The first attempt to truly break free from the front of the room was surround sound—the familiar 5.1 or 7.1 systems. This turned the line into a plane. Now, sound could be placed on the walls around you: an explosion behind, dialogue in front. It was like sitting inside a room where the walls were painted with sound. It was more immersive, certainly, but it had a fundamental limitation: the sounds were still tethered to fixed speaker locations. The audio was painted onto the walls, not existing freely within the room.

The Quantum Leap into a Third Dimension

The true revolution, the one that devices like the Sonos Arc are built to harness, came with a shift in thinking so profound it’s hard to overstate. This is the magic of Dolby Atmos and what is known as object-based audio.

Think of it this way. If stereo is a painting and traditional surround is a mural, object-based audio is a sculpture.

Instead of a sound mixer assigning a helicopter’s buzz to the “rear-left” speaker, they can now define the helicopter as a sound “object.” They can then plot its exact path through a three-dimensional space: have it fly in from the back corner, hover directly over your head, and then zip out the front window. The audio is no longer tied to a speaker; it’s tied to a virtual point in space. It’s your sound system’s job to then take that data and intelligently use its speakers to recreate the object’s location in your room. This is the moment sound was finally unshackled from the wall.
 Sonos Arc

The Art of Illusion: Bending Sound Waves to Your Will

But how can a single bar sitting under your TV create sound that seems to come from above you? It’s not magic; it’s a masterful act of acoustic ventriloquism, built on a simple law of physics: sound waves reflect.

The Sonos Arc contains dedicated, upward-firing drivers. Their sole purpose is to launch precise beams of sound at your ceiling. These sound waves bounce off the ceiling and travel down to your ears, arriving a fraction of a second after the sound from the front-firing drivers. This is where the real processing happens—inside your brain.

This phenomenon is a core part of psychoacoustics. Your brain is an astonishingly powerful computer that constantly analyzes the differences in what your two ears hear. It interprets the tiny delays, volume shifts, and frequency changes between sounds to construct a mental map of your surroundings. When it perceives sound reflecting from above, it creates the powerful and convincing illusion of height. The Arc isn’t making sound upstairs; it’s giving your brain the exact acoustic cues it needs to believe that it is.

Of course, to perform this complex trick, the soundbar needs an enormous amount of information. The uncompressed, multi-layered data of a Dolby Atmos track is far too dense for a standard HDMI-ARC connection. This is why eARC (Enhanced Audio Return Channel) is so critical. As defined by the HDMI 2.1 specification, eARC is a data superhighway with the bandwidth required to carry the full, uncompromised audio sculpture to the soundbar for it to perform its magic.

Meet the Conductor: The Sonos Arc in Action

If Dolby Atmos is the musical score, the Sonos Arc is the conductor.

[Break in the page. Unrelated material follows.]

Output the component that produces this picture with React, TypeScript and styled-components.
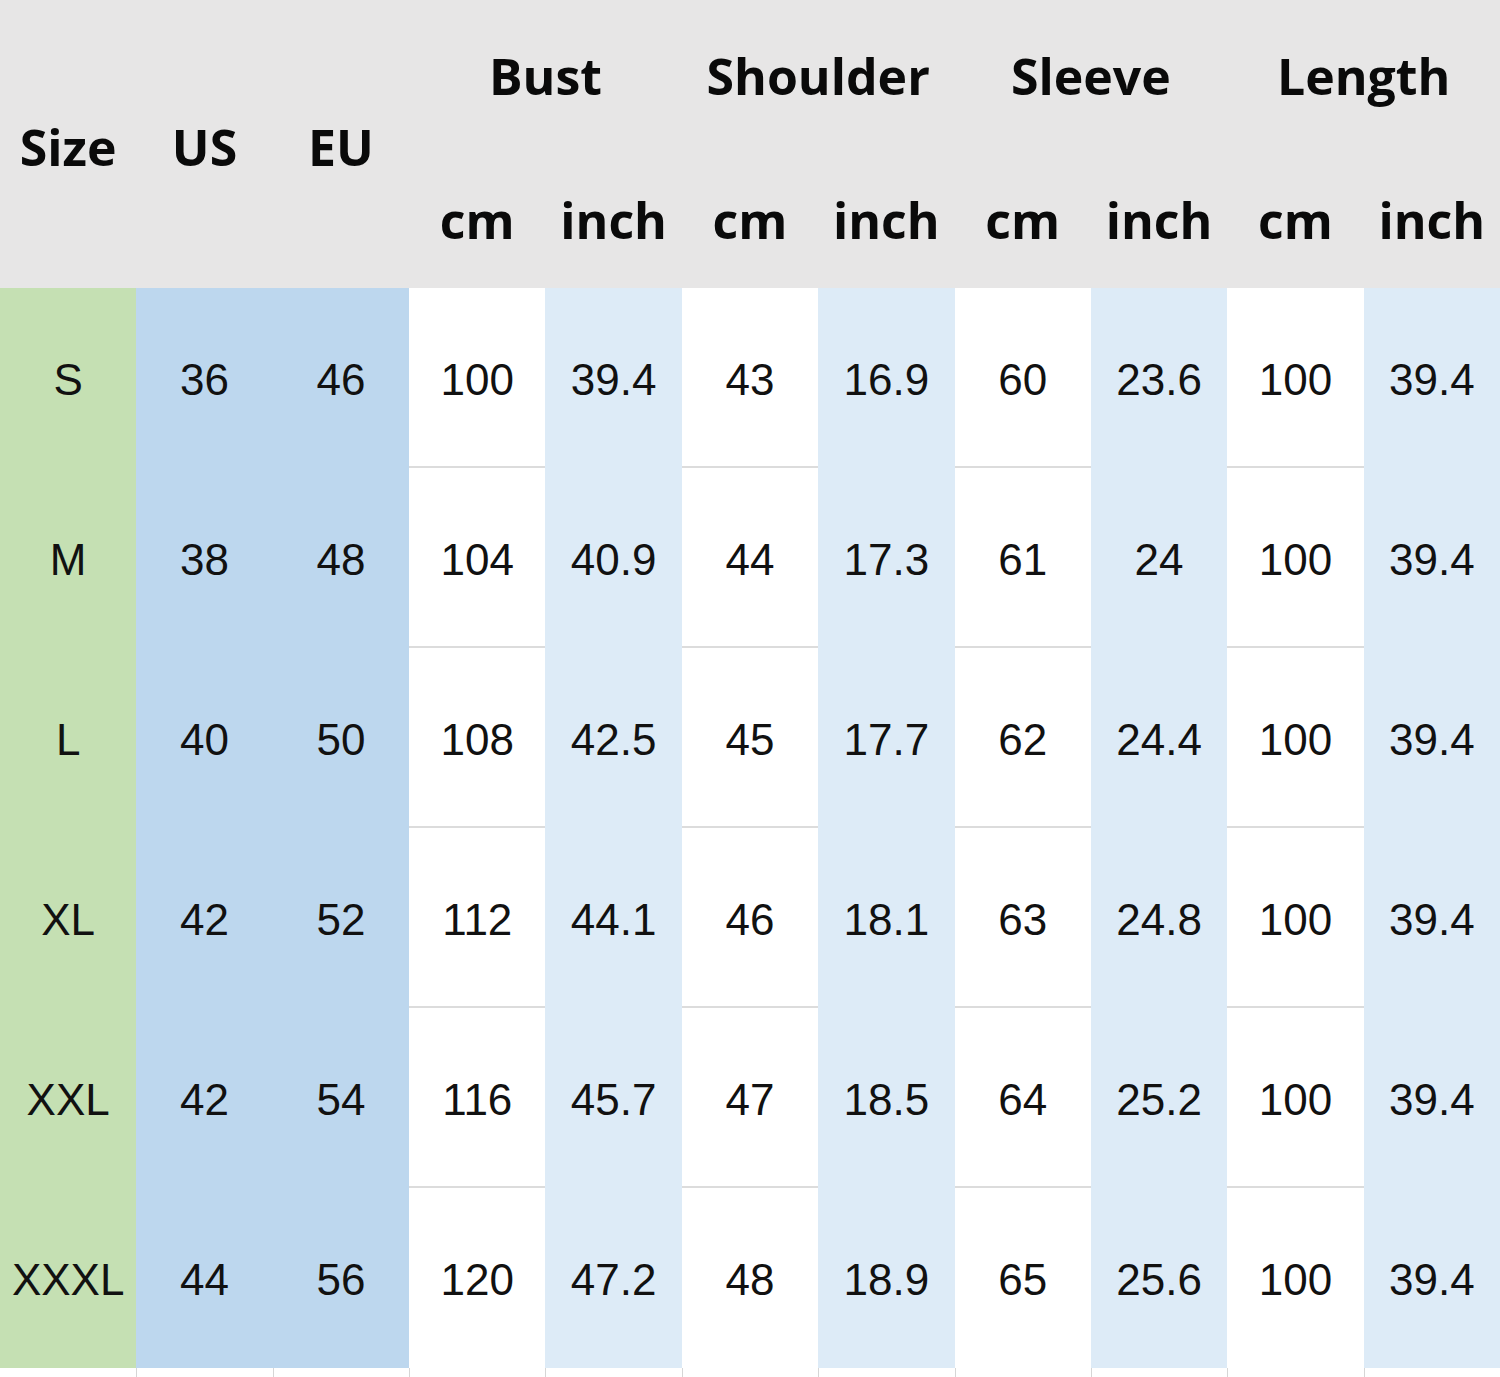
import React from "react";
import styled, { createGlobalStyle } from "styled-components";

const GlobalStyle = createGlobalStyle`
  html, body {
    margin: 0;
    padding: 0;
    background: #ffffff;
  }
`;

type Kind = "size" | "region" | "cm" | "inch";

const fills: Record<Kind, string> = {
  size: "#c5e0b3",
  region: "#bdd7ee",
  cm: "#ffffff",
  inch: "#ddebf7",
};

const Table = styled.div`
  width: 1500px;
  display: grid;
  grid-template-columns: repeat(11, 1fr);
  grid-template-rows: 156px 132px repeat(6, 180px) 9px;
  background: #ffffff;
`;

const HeadCell = styled.div<{ $rows?: number; $cols?: number }>`
  grid-row: span ${(p) => p.$rows ?? 1};
  grid-column: span ${(p) => p.$cols ?? 1};
  background: #e7e6e6;
  display: flex;
  align-items: center;
  justify-content: center;
  font-family: "Open Sans", "DejaVu Sans", sans-serif;
  font-weight: 700;
  font-size: 50px;
  color: #0a0a0a;
  white-space: nowrap;
`;

const TitleText = styled.span<{ $shift?: number }>`
  transform: translateY(${(p) => p.$shift ?? 0}px);
`;

const BodyCell = styled.div<{ $kind: Kind; $line: boolean }>`
  background: ${(p) => fills[p.$kind]};
  display: flex;
  align-items: center;
  justify-content: center;
  font-family: "Liberation Sans", Arial, sans-serif;
  font-size: 44px;
  color: #111111;
  box-sizing: border-box;
  border-bottom: 2px solid
    ${(p) => (p.$line && p.$kind === "cm" ? "#dcdcdc" : "transparent")};
  padding-top: 6px;
`;

const Tick = styled.div<{ $first: boolean }>`
  box-sizing: border-box;
  border-left: 1px solid ${(p) => (p.$first ? "transparent" : "#d6d6d6")};
`;

const groups = ["Bust", "Shoulder", "Sleeve", "Length"];
const kinds: Kind[] = ["size", "region", "region", "cm", "inch", "cm", "inch", "cm", "inch", "cm", "inch"];

const rows: string[][] = [
  ["S", "36", "46", "100", "39.4", "43", "16.9", "60", "23.6", "100", "39.4"],
  ["M", "38", "48", "104", "40.9", "44", "17.3", "61", "24", "100", "39.4"],
  ["L", "40", "50", "108", "42.5", "45", "17.7", "62", "24.4", "100", "39.4"],
  ["XL", "42", "52", "112", "44.1", "46", "18.1", "63", "24.8", "100", "39.4"],
  ["XXL", "42", "54", "116", "45.7", "47", "18.5", "64", "25.2", "100", "39.4"],
  ["XXXL", "44", "56", "120", "47.2", "48", "18.9", "65", "25.6", "100", "39.4"],
];

const App: React.FC = () => {
  return (
    <>
      <GlobalStyle />
      <Table>
        {["Size", "US", "EU"].map((t) => (
          <HeadCell key={t} $rows={2}>
            <TitleText $shift={3}>{t}</TitleText>
          </HeadCell>
        ))}
        {groups.map((g) => (
          <HeadCell key={g} $cols={2}>
            <TitleText $shift={-2}>{g}</TitleText>
          </HeadCell>
        ))}
        {groups.map((g) => (
          <React.Fragment key={g + "-units"}>
            <HeadCell>
              <TitleText $shift={-2}>cm</TitleText>
            </HeadCell>
            <HeadCell>
              <TitleText $shift={-2}>inch</TitleText>
            </HeadCell>
          </React.Fragment>
        ))}
        {rows.map((row, r) =>
          row.map((value, c) => (
            <BodyCell key={`${r}-${c}`} $kind={kinds[c]} $line={r < rows.length - 1}>
              {value}
            </BodyCell>
          ))
        )}
        {kinds.map((_, c) => (
          <Tick key={`tick-${c}`} $first={c === 0} />
        ))}
      </Table>
    </>
  );
};

export default App;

Its orchestra is the array of eleven high-performance drivers, each a dedicated musician. Its brain is a powerful Digital Signal Processing (DSP) chip that reads the Atmos score in real-time and directs every single driver—telling the upward-firing ones when to play the “rain” notes, the side-firing ones when to play the “ricochet” notes, and the front-firing ones to keep the dialogue crystal clear.

But every concert hall is different. Before the performance, the conductor needs a rehearsal. This is Trueplay. The system uses the microphone in an iPhone to “listen” to your room’s unique acoustics—its size, shape, and even the reflectivity of your furniture. It then fine-tunes its performance, compensating for a high ceiling or a plush rug, ensuring the sound sculpture is rendered accurately in your specific space. While this reliance on an Apple device is a limitation for Android users, it showcases the depth of acoustic calibration at play.

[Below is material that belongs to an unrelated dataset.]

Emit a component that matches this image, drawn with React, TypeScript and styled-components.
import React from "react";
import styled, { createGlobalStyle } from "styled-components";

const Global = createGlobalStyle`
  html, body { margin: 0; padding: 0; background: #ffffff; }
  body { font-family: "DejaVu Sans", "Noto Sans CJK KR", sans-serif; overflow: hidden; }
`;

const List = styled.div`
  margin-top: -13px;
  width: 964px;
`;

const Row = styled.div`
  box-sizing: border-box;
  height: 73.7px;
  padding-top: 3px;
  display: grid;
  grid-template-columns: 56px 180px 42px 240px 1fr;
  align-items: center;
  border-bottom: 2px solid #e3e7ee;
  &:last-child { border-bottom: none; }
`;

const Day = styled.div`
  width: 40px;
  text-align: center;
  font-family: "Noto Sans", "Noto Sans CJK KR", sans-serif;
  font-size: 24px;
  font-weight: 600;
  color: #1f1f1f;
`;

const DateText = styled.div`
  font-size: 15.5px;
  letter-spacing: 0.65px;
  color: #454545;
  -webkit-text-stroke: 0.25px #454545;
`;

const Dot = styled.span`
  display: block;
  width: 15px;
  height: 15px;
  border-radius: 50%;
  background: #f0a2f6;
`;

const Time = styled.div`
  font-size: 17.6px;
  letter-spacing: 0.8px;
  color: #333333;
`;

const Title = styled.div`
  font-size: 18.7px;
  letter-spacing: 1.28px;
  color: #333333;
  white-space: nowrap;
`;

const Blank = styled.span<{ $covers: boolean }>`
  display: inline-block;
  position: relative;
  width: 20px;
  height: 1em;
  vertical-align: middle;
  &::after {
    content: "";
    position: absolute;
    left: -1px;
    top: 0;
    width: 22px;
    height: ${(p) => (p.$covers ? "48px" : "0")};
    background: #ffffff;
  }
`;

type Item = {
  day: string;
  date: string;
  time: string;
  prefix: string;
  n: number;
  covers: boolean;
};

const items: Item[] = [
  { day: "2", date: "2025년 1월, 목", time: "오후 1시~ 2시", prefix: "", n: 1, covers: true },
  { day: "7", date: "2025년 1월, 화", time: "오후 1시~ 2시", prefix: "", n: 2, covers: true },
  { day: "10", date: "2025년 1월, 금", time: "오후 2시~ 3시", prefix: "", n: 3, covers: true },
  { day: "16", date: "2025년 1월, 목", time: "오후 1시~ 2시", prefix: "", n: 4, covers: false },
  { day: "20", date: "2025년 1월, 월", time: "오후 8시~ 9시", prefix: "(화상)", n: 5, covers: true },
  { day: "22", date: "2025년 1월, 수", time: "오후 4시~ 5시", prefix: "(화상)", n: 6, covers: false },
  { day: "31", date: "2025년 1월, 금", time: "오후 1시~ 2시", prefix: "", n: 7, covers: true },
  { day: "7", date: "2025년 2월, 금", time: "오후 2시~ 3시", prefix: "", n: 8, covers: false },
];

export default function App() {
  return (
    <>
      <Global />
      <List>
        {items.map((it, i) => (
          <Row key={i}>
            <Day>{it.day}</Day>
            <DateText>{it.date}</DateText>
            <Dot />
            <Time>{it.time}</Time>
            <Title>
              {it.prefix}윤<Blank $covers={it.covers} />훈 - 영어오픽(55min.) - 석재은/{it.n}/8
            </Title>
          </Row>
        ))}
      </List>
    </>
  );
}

The result is what users describe when they talk about the podracing scene in Star Wars. The ships don’t just pan from left to right; you feel them roaring past you, their engines screaming as they sweep overhead. This is the conductor and orchestra in perfect harmony, creating an experience that transcends the hardware itself. It even extends to simpler commands; with built-in voice assistants, you can ask the “conductor” to play a specific song or turn up the volume, making the entire experience seamless.
 Sonos Arc

The Rain, Reborn

Let’s go back to that rainy, neon-lit street. With a system like the Arc, you close your eyes and listen again. This time, the storm isn’t trapped in the box. The sound of rain isn’t just in front of you; it’s a gentle patter on the roof above you. A flash of lightning is followed by a low rumble of thunder that seems to roll across the entire expanse of your ceiling. A car splashes through a puddle to your hard left. The illusion is no longer broken. The illusion is the reality.

In the end, the most advanced technology is that which disappears. The ultimate goal of the Sonos Arc and the science of immersive audio is not to make you think about upward-firing drivers or eARC protocols. It is to dissolve the walls of your room and the screen of your TV, placing you squarely in the middle of the story. It’s a testament to the idea that the most profound illusions are crafted from science, and their purpose is to deliver pure, unadulterated feeling.